===== Input data =====

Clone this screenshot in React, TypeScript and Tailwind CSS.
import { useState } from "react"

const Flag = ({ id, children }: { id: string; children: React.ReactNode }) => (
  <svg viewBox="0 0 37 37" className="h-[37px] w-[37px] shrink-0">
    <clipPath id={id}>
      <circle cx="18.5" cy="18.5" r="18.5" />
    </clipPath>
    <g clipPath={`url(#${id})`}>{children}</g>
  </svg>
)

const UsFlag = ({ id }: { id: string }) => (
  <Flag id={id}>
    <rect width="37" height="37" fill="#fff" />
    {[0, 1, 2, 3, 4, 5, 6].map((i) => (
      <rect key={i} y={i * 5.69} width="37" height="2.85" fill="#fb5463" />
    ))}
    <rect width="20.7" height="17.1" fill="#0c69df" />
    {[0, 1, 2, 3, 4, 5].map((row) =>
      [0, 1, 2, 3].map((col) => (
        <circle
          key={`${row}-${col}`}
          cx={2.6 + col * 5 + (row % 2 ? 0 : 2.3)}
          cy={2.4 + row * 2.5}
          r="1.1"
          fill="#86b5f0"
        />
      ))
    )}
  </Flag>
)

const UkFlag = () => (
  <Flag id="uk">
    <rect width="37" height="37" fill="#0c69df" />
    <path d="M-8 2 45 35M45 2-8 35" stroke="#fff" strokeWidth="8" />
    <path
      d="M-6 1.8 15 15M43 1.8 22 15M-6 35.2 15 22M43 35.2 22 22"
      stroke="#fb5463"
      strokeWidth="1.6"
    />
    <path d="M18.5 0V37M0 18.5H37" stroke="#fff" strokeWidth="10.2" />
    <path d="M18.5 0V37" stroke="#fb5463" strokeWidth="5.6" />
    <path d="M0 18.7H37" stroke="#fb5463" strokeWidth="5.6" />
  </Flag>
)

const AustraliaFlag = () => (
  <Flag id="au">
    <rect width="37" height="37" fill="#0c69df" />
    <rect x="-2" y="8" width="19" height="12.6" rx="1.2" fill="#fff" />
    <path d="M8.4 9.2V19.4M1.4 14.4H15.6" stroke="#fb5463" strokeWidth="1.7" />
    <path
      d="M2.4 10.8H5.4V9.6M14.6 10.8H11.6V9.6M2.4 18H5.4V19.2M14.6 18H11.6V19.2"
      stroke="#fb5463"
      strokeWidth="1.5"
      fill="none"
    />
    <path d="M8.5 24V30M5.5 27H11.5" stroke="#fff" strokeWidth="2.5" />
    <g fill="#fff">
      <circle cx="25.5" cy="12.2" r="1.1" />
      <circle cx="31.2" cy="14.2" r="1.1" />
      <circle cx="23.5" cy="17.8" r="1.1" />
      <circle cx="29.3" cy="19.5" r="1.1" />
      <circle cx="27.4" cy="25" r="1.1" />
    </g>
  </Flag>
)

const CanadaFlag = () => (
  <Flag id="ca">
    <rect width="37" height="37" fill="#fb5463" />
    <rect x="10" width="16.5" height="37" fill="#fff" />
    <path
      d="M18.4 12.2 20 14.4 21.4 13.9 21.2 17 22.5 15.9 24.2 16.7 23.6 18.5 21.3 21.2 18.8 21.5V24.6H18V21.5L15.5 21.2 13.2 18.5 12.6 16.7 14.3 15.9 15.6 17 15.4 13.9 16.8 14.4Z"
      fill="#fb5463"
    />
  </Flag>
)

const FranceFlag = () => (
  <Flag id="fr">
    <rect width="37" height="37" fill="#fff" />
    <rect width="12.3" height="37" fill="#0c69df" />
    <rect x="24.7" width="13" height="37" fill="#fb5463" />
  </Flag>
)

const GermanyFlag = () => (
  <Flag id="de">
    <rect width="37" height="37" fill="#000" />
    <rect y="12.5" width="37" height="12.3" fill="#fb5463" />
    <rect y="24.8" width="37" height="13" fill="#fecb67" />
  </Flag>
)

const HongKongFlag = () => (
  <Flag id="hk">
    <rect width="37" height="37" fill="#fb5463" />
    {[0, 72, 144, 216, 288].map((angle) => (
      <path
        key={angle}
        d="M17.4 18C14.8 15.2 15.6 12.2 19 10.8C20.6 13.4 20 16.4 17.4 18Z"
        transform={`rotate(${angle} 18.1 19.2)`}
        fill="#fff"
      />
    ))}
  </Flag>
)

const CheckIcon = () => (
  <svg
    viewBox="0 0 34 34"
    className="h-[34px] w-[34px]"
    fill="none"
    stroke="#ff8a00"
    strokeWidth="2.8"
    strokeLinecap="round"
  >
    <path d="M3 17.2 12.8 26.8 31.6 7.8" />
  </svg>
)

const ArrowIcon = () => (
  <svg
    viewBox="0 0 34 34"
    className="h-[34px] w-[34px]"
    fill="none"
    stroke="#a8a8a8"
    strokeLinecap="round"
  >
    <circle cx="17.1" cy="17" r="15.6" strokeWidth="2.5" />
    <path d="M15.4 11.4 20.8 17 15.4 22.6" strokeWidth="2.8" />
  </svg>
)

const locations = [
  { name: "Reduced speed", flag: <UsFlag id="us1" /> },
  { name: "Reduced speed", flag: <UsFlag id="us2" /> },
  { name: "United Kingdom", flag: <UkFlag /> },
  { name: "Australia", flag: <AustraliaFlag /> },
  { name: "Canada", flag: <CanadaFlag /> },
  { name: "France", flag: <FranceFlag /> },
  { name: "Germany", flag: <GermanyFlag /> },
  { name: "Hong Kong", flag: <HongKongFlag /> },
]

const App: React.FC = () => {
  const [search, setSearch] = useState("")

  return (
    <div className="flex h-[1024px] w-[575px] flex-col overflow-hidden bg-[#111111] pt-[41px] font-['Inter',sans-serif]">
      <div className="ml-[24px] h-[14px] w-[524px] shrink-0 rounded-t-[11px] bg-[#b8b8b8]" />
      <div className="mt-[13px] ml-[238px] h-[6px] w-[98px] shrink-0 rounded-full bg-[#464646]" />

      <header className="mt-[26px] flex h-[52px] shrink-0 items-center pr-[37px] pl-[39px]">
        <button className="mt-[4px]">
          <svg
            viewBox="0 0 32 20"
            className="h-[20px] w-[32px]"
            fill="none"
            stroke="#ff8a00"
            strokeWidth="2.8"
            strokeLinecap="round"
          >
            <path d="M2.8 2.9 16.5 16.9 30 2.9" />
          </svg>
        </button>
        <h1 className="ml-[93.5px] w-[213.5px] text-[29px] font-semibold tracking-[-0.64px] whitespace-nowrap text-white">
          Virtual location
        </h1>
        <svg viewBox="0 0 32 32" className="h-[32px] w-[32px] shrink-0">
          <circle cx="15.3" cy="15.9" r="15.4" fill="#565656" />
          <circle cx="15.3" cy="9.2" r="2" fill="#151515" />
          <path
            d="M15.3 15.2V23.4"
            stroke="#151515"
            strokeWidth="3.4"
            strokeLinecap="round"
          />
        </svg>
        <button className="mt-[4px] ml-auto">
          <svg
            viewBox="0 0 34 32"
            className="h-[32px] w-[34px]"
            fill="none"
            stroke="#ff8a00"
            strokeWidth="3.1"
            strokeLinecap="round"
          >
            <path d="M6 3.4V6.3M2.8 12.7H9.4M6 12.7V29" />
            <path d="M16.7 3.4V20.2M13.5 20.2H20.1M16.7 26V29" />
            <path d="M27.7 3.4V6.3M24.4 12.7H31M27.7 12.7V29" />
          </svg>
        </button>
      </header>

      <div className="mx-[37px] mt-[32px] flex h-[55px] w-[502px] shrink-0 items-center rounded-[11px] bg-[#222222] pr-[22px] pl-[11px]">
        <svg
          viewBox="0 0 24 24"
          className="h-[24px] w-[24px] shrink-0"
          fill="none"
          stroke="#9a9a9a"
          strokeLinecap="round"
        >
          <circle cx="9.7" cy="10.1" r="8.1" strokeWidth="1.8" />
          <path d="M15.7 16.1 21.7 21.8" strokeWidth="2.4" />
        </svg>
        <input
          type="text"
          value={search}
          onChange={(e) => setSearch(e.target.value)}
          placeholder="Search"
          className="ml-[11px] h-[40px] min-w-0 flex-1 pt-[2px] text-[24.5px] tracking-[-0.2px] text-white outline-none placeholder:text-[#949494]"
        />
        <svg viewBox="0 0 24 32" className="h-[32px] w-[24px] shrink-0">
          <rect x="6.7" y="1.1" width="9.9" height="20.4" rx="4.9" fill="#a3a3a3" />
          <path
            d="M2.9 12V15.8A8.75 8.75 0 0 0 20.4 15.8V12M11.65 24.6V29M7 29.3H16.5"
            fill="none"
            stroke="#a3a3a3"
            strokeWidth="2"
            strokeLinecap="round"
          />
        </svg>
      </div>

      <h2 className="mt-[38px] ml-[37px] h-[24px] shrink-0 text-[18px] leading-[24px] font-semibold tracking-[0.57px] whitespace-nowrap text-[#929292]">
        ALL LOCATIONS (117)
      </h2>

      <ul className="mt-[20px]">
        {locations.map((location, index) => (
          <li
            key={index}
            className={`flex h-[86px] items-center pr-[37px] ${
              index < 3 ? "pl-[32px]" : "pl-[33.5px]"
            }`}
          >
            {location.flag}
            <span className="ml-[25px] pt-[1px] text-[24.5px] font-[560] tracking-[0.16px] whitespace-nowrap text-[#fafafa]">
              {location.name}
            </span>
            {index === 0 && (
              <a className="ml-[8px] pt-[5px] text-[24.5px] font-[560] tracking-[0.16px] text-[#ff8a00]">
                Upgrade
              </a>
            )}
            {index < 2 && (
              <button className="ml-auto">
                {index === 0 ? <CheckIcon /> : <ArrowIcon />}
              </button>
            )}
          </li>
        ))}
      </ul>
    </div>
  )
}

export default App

=====
===== Input data =====

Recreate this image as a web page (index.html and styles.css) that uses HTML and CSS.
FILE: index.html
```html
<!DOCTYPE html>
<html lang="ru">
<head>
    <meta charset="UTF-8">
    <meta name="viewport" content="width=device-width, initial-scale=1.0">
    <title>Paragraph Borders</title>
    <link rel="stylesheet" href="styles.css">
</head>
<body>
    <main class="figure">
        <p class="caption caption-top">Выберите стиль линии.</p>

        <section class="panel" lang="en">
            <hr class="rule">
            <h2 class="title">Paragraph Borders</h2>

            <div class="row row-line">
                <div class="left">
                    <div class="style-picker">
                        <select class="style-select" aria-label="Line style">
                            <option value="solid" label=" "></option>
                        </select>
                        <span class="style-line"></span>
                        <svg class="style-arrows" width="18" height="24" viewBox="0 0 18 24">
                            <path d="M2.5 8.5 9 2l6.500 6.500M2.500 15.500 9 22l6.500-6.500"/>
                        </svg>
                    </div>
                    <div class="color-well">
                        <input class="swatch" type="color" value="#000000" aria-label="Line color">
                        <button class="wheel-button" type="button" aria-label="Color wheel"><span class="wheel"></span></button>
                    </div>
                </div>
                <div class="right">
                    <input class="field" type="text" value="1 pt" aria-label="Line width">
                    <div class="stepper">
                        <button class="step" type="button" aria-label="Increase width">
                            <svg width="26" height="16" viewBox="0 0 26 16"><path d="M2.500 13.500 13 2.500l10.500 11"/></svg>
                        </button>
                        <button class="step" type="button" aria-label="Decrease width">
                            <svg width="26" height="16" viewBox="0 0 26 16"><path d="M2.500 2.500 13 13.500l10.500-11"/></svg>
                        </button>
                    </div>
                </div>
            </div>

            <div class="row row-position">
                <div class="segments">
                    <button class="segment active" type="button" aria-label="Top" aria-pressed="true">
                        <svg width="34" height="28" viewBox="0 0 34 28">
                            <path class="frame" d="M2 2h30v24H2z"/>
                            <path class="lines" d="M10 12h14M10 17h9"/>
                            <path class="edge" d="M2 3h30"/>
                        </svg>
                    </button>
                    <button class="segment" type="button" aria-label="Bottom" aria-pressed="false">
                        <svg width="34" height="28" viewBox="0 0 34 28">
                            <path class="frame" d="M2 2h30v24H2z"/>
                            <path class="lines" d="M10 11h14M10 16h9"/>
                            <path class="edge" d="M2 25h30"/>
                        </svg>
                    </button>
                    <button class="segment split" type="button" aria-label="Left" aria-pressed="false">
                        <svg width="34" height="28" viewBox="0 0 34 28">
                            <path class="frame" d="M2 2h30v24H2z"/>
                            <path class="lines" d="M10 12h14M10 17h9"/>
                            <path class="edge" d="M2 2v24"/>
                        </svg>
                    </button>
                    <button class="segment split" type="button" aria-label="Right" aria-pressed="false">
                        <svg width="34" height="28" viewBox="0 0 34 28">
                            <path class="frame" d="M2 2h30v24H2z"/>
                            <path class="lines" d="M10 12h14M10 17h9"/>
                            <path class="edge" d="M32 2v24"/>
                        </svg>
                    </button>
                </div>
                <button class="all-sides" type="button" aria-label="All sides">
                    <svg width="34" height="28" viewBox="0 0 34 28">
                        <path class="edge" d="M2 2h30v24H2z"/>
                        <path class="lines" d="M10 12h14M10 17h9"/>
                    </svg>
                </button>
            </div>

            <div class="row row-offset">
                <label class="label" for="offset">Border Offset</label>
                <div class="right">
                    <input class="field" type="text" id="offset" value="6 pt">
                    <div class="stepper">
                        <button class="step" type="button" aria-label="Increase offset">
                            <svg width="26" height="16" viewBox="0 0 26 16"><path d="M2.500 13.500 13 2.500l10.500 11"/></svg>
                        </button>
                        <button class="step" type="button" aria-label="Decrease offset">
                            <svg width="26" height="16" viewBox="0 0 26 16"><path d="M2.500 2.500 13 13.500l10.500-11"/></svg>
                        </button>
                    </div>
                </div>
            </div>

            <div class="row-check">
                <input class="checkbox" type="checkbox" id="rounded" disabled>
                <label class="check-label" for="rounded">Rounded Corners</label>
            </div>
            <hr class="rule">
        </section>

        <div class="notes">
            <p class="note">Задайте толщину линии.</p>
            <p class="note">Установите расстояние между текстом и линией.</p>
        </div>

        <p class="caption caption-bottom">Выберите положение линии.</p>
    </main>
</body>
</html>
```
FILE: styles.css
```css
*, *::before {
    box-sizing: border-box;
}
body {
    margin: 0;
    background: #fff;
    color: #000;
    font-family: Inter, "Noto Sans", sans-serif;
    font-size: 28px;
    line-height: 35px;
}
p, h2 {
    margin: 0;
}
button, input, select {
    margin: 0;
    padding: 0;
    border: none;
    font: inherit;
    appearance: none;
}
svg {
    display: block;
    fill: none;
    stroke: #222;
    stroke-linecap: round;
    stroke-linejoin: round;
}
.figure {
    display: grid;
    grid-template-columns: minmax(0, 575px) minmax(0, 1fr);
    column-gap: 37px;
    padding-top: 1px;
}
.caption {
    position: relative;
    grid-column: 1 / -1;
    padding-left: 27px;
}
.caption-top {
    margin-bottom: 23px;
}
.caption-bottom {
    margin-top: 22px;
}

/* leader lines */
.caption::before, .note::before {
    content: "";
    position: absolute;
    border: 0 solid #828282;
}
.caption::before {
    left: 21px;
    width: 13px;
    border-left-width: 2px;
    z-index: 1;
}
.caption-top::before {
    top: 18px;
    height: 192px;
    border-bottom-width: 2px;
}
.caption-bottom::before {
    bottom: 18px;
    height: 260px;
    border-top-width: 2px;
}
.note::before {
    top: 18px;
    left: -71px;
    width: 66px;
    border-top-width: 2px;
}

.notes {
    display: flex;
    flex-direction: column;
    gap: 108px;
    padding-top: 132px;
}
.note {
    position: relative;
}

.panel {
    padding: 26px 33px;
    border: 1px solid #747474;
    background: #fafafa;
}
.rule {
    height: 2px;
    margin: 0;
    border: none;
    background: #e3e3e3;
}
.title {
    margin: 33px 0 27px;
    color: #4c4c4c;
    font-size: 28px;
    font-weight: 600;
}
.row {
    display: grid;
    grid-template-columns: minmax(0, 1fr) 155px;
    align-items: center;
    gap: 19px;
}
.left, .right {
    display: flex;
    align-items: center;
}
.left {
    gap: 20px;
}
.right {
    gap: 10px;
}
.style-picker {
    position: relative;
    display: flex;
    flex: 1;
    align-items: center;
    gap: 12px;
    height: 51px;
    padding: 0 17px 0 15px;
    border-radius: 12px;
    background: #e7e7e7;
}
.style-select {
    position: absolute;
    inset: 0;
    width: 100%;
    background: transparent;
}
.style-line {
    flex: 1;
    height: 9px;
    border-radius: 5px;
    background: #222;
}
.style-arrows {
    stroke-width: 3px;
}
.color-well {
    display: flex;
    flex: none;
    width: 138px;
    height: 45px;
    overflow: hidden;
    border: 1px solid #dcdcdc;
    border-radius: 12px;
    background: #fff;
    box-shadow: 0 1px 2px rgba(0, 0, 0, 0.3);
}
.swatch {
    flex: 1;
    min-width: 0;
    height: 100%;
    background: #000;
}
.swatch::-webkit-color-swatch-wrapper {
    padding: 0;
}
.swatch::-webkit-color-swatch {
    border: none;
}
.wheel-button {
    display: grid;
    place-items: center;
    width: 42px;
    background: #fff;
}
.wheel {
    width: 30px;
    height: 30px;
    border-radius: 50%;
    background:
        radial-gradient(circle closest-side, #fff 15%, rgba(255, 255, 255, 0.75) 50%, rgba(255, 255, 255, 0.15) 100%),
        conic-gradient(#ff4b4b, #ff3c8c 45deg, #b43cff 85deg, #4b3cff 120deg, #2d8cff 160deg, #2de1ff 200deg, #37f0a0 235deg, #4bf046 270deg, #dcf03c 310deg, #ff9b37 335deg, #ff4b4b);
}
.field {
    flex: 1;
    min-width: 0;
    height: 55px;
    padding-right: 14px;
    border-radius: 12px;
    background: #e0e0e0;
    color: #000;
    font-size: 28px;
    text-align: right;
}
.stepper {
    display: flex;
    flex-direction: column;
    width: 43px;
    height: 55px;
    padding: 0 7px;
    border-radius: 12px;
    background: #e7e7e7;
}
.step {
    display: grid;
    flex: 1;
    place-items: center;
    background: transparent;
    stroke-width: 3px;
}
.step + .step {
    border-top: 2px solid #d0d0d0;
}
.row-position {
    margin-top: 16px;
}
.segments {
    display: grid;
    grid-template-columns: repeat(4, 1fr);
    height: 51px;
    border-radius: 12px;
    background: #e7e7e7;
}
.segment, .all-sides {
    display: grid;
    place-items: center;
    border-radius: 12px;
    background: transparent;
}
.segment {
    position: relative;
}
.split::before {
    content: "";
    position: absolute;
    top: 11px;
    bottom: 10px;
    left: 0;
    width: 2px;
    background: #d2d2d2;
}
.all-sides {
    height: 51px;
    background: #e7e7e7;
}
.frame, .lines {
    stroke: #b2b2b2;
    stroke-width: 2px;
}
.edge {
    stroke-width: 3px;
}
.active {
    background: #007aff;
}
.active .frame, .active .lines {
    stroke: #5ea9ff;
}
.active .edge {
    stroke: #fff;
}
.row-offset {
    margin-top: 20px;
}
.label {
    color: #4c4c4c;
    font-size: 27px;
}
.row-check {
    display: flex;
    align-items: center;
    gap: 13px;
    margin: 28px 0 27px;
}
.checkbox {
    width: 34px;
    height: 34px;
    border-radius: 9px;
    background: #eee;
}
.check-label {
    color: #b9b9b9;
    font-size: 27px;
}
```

=====

■ **What you have to do**: Look for the word "index" and return every line where it occurs.

■ **Solution below**:
        {locations.map((location, index) => (
            key={index}
              index < 3 ? "pl-[32px]" : "pl-[33.5px]"
            {index === 0 && (
            {index < 2 && (
                {index === 0 ? <CheckIcon /> : <ArrowIcon />}
Recreate this image as a web page (index.html and styles.css) that uses HTML and CSS.
FILE: index.html
    z-index: 1;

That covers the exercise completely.